Added after intial post :
I’ve just thought of a way this could theoretically be done using SVC if it supported both intra-cluster and inter-cluster replication of the same virtual disks (which today it doesn’t).
Please note, this is not supported or in any way recommended, I just thought it was worth pointing out that technically it is possible!
SVC does support two modes of replication, intra-cluster (within a single cluster) and inter-cluster (normal mode of operation to a remote peer cluster). If you were to setup the sites as per Fig4 then it would technically be possible.
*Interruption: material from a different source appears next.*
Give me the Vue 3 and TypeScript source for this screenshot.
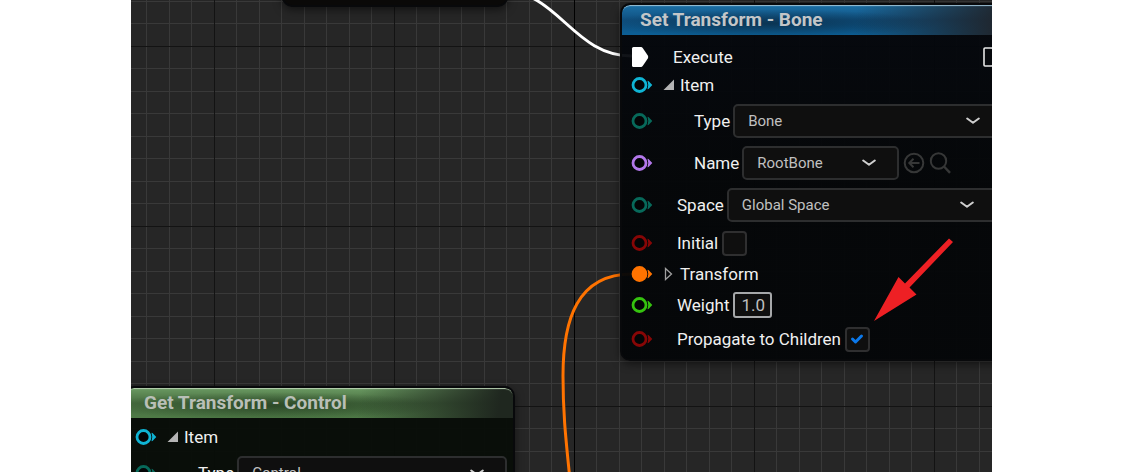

Figure 4 – 3 Site DR with 2 clusters – in theory
So the vdisks at the local primary site need to be in ‘image mode’ where there is a 1:1 mapping of vdisk to mdisk – that is, no virtualization striping. The cache can be enabled here for these vdisks. You MetroMirror these disks to the local disaster recovery cluster, where the target disks are again cache enabled image mode vdisks. SVC does not state any actual configuration requirements on the latency of disks; if it takes more than 5 seconds we will start to send OTUR (Ordered Test Unit Ready). Therefore, in theory the disks could be very far away from the cluster. At the local disaster recovery cluster you make use of the intra-cluster GlobalMirror function and replicate to the remote disks at the third site. These vdisks would have to be cache-disable image mode. Thus the copy at the third site would be consistent at some point in time in the past (a few seconds behind the local primary copy). You would have to ensure that you did not mount, or mounted these disks as read only at the third site – until such time as you wanted to activate this third site.
Yet again, let me just clarify this is not something that is supported or is likely to be supported, but an interesting concept none-the-less.